■ **Exercise directions**
Transcribe the listing verbatim. Do not carry over any pictures.

■ **Dataset excerpt**

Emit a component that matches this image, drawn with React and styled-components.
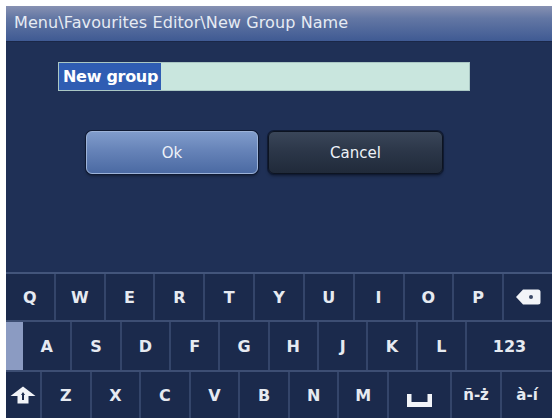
import React from "react";
import styled, { createGlobalStyle } from "styled-components";

const Global = createGlobalStyle`
  html, body { margin: 0; padding: 0; background: #ffffff; }
  body { font-family: "DejaVu Sans", Verdana, sans-serif; }
`;

const Page = styled.div`
  padding: 6px 2px 2px 6px;
  width: 554px;
  height: 420px;
  box-sizing: border-box;
`;

const Screen = styled.div`
  width: 546px;
  height: 412px;
  display: flex;
  flex-direction: column;
  background: #1f3056;
`;

const TitleBar = styled.div`
  height: 36px;
  flex: none;
  box-sizing: border-box;
  padding: 0 0 2px 8px;
  display: flex;
  align-items: center;
  background: linear-gradient(#8791b2 0%, #6377a4 35%, #3f5a93 100%);
  border-bottom: 1px solid #1a2748;
  color: #e6ebf3;
  font-size: 16px;
  letter-spacing: 0.1px;
  white-space: nowrap;
`;

const Content = styled.div`
  flex: 1;
  display: flex;
  flex-direction: column;
  padding: 20px 0 0 52px;
  background: #1f3056;
`;

const InputBox = styled.div`
  width: 412px;
  height: 29px;
  box-sizing: border-box;
  background: #c9e6de;
  border: 1px solid #aac7c4;
  display: flex;
  align-items: stretch;
`;

const Selected = styled.span`
  background: #2f5db3;
  color: #ffffff;
  font-weight: bold;
  font-size: 16px;
  padding: 0 3px 0 4px;
  display: flex;
  align-items: center;
  letter-spacing: -0.3px;
`;

const ButtonRow = styled.div`
  display: flex;
  gap: 10px;
  margin: 40px 0 0 28px;
`;

const Button = styled.div`
  width: ${(p) => p.$w}px;
  height: 43px;
  box-sizing: border-box;
  border-radius: 6px;
  display: flex;
  align-items: center;
  justify-content: center;
  font-size: 15px;
  color: #eef2f8;
  border: 1px solid ${(p) => (p.$primary ? "#9db3d8" : "#0d1421")};
  box-shadow: 0 0 0 1px #0f1a33, 0 2px 3px rgba(0, 0, 0, 0.4);
  background: ${(p) =>
    p.$primary
      ? "linear-gradient(#809ccb 0%, #6683b8 45%, #4b6aa3 100%)"
      : "linear-gradient(#3a4659 0%, #2c3749 45%, #202a3a 100%)"};
`;

const Keyboard = styled.div`
  flex: none;
  display: flex;
  flex-direction: column;
  border-top: 2px solid #43557b;
  background: #1b2a4c;
`;

const Row = styled.div`
  display: flex;
  height: ${(p) => p.$h}px;
  border-bottom: ${(p) => (p.$last ? "none" : "2px solid #3d4e73")};
`;

const Key = styled.div`
  flex: ${(p) => (p.$w ? `0 0 ${p.$w}px` : "1 1 0")};
  box-sizing: border-box;
  display: flex;
  align-items: center;
  justify-content: center;
  border-right: ${(p) => (p.$end ? "none" : "2px solid #34456a")};
  color: #e6eaf1;
  font-weight: bold;
  font-size: ${(p) => (p.$small ? 15 : 16)}px;
  background: #1b2a4c;
`;

const Spacer = styled.div`
  flex: 0 0 17px;
  background: #8b9bc2;
`;

const BackspaceIcon = () => (
  <svg width="25" height="16" viewBox="0 0 25 16">
    <path d="M0 8 L7 0.5 H22 Q24.5 0.5 24.5 3 V13 Q24.5 15.5 22 15.5 H7 Z" fill="#f2f4f8" />
    <circle cx="15" cy="8" r="2" fill="#3a4766" />
  </svg>
);

const ShiftIcon = () => (
  <svg width="26" height="18" viewBox="0 0 26 18">
    <path d="M13 0.5 L25.5 10 H18.5 V17.5 H7.5 V10 H0.5 Z" fill="#f2f4f8" />
    <path d="M13 6 L15 9 H14 V14 H12 V9 H11 Z" fill="#1b2a4c" />
  </svg>
);

const SpaceIcon = () => (
  <svg width="25" height="13" viewBox="0 0 25 13" style={{ marginTop: 10 }}>
    <path d="M0 0 H4.5 V8 H20.5 V0 H25 V13 H0 Z" fill="#f2f4f8" />
  </svg>
);

const row1 = ["Q", "W", "E", "R", "T", "Y", "U", "I", "O", "P"];
const row2 = ["A", "S", "D", "F", "G", "H", "J", "K", "L"];
const row3 = ["Z", "X", "C", "V", "B", "N", "M"];

export default function App() {
  return (
    <>
      <Global />
      <Page>
        <Screen>
          <TitleBar>Menu\Favourites Editor\New Group Name</TitleBar>
          <Content>
            <InputBox>
              <Selected>New group</Selected>
            </InputBox>
            <ButtonRow>
              <Button $primary $w={172}>Ok</Button>
              <Button $w={175}>Cancel</Button>
            </ButtonRow>
          </Content>
          <Keyboard>
            <Row $h={46}>
              {row1.map((k) => (
                <Key key={k}>{k}</Key>
              ))}
              <Key $end>
                <BackspaceIcon />
              </Key>
            </Row>
            <Row $h={48}>
              <Spacer />
              {row2.map((k) => (
                <Key key={k}>{k}</Key>
              ))}
              <Key $w={85} $end>123</Key>
            </Row>
            <Row $h={46} $last>
              <Key $w={36}>
                <ShiftIcon />
              </Key>
              {row3.map((k) => (
                <Key key={k}>{k}</Key>
              ))}
              <Key $w={63}>
                <SpaceIcon />
              </Key>
              <Key $w={50} $small>ñ-ż</Key>
              <Key $w={50} $end $small>à-í</Key>
            </Row>
          </Keyboard>
        </Screen>
      </Page>
    </>
  );
}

■ **Task response**
Emit a component that matches this image, drawn with React and styled-components.
import React from "react";
import styled, { createGlobalStyle } from "styled-components";

const Global = createGlobalStyle`
  html, body { margin: 0; padding: 0; background: #ffffff; }
  body { font-family: "DejaVu Sans", Verdana, sans-serif; }
`;

const Page = styled.div`
  padding: 6px 2px 2px 6px;
  width: 554px;
  height: 420px;
  box-sizing: border-box;
`;

const Screen = styled.div`
  width: 546px;
  height: 412px;
  display: flex;
  flex-direction: column;
  background: #1f3056;
`;

const TitleBar = styled.div`
  height: 36px;
  flex: none;
  box-sizing: border-box;
  padding: 0 0 2px 8px;
  display: flex;
  align-items: center;
  background: linear-gradient(#8791b2 0%, #6377a4 35%, #3f5a93 100%);
  border-bottom: 1px solid #1a2748;
  color: #e6ebf3;
  font-size: 16px;
  letter-spacing: 0.1px;
  white-space: nowrap;
`;

const Content = styled.div`
  flex: 1;
  display: flex;
  flex-direction: column;
  padding: 20px 0 0 52px;
  background: #1f3056;
`;

const InputBox = styled.div`
  width: 412px;
  height: 29px;
  box-sizing: border-box;
  background: #c9e6de;
  border: 1px solid #aac7c4;
  display: flex;
  align-items: stretch;
`;

const Selected = styled.span`
  background: #2f5db3;
  color: #ffffff;
  font-weight: bold;
  font-size: 16px;
  padding: 0 3px 0 4px;
  display: flex;
  align-items: center;
  letter-spacing: -0.3px;
`;

const ButtonRow = styled.div`
  display: flex;
  gap: 10px;
  margin: 40px 0 0 28px;
`;

const Button = styled.div`
  width: ${(p) => p.$w}px;
  height: 43px;
  box-sizing: border-box;
  border-radius: 6px;
  display: flex;
  align-items: center;
  justify-content: center;
  font-size: 15px;
  color: #eef2f8;
  border: 1px solid ${(p) => (p.$primary ? "#9db3d8" : "#0d1421")};
  box-shadow: 0 0 0 1px #0f1a33, 0 2px 3px rgba(0, 0, 0, 0.4);
  background: ${(p) =>
    p.$primary
      ? "linear-gradient(#809ccb 0%, #6683b8 45%, #4b6aa3 100%)"
      : "linear-gradient(#3a4659 0%, #2c3749 45%, #202a3a 100%)"};
`;

const Keyboard = styled.div`
  flex: none;
  display: flex;
  flex-direction: column;
  border-top: 2px solid #43557b;
  background: #1b2a4c;
`;

const Row = styled.div`
  display: flex;
  height: ${(p) => p.$h}px;
  border-bottom: ${(p) => (p.$last ? "none" : "2px solid #3d4e73")};
`;

const Key = styled.div`
  flex: ${(p) => (p.$w ? `0 0 ${p.$w}px` : "1 1 0")};
  box-sizing: border-box;
  display: flex;
  align-items: center;
  justify-content: center;
  border-right: ${(p) => (p.$end ? "none" : "2px solid #34456a")};
  color: #e6eaf1;
  font-weight: bold;
  font-size: ${(p) => (p.$small ? 15 : 16)}px;
  background: #1b2a4c;
`;

const Spacer = styled.div`
  flex: 0 0 17px;
  background: #8b9bc2;
`;

const BackspaceIcon = () => (
  <svg width="25" height="16" viewBox="0 0 25 16">
    <path d="M0 8 L7 0.5 H22 Q24.5 0.5 24.5 3 V13 Q24.5 15.5 22 15.5 H7 Z" fill="#f2f4f8" />
    <circle cx="15" cy="8" r="2" fill="#3a4766" />
  </svg>
);

const ShiftIcon = () => (
  <svg width="26" height="18" viewBox="0 0 26 18">
    <path d="M13 0.5 L25.5 10 H18.5 V17.5 H7.5 V10 H0.5 Z" fill="#f2f4f8" />
    <path d="M13 6 L15 9 H14 V14 H12 V9 H11 Z" fill="#1b2a4c" />
  </svg>
);

const SpaceIcon = () => (
  <svg width="25" height="13" viewBox="0 0 25 13" style={{ marginTop: 10 }}>
    <path d="M0 0 H4.5 V8 H20.5 V0 H25 V13 H0 Z" fill="#f2f4f8" />
  </svg>
);

const row1 = ["Q", "W", "E", "R", "T", "Y", "U", "I", "O", "P"];
const row2 = ["A", "S", "D", "F", "G", "H", "J", "K", "L"];
const row3 = ["Z", "X", "C", "V", "B", "N", "M"];

export default function App() {
  return (
    <>
      <Global />
      <Page>
        <Screen>
          <TitleBar>Menu\Favourites Editor\New Group Name</TitleBar>
          <Content>
            <InputBox>
              <Selected>New group</Selected>
            </InputBox>
            <ButtonRow>
              <Button $primary $w={172}>Ok</Button>
              <Button $w={175}>Cancel</Button>
            </ButtonRow>
          </Content>
          <Keyboard>
            <Row $h={46}>
              {row1.map((k) => (
                <Key key={k}>{k}</Key>
              ))}
              <Key $end>
                <BackspaceIcon />
              </Key>
            </Row>
            <Row $h={48}>
              <Spacer />
              {row2.map((k) => (
                <Key key={k}>{k}</Key>
              ))}
              <Key $w={85} $end>123</Key>
            </Row>
            <Row $h={46} $last>
              <Key $w={36}>
                <ShiftIcon />
              </Key>
              {row3.map((k) => (
                <Key key={k}>{k}</Key>
              ))}
              <Key $w={63}>
                <SpaceIcon />
              </Key>
              <Key $w={50} $small>ñ-ż</Key>
              <Key $w={50} $end $small>à-í</Key>
            </Row>
          </Keyboard>
        </Screen>
      </Page>
    </>
  );
}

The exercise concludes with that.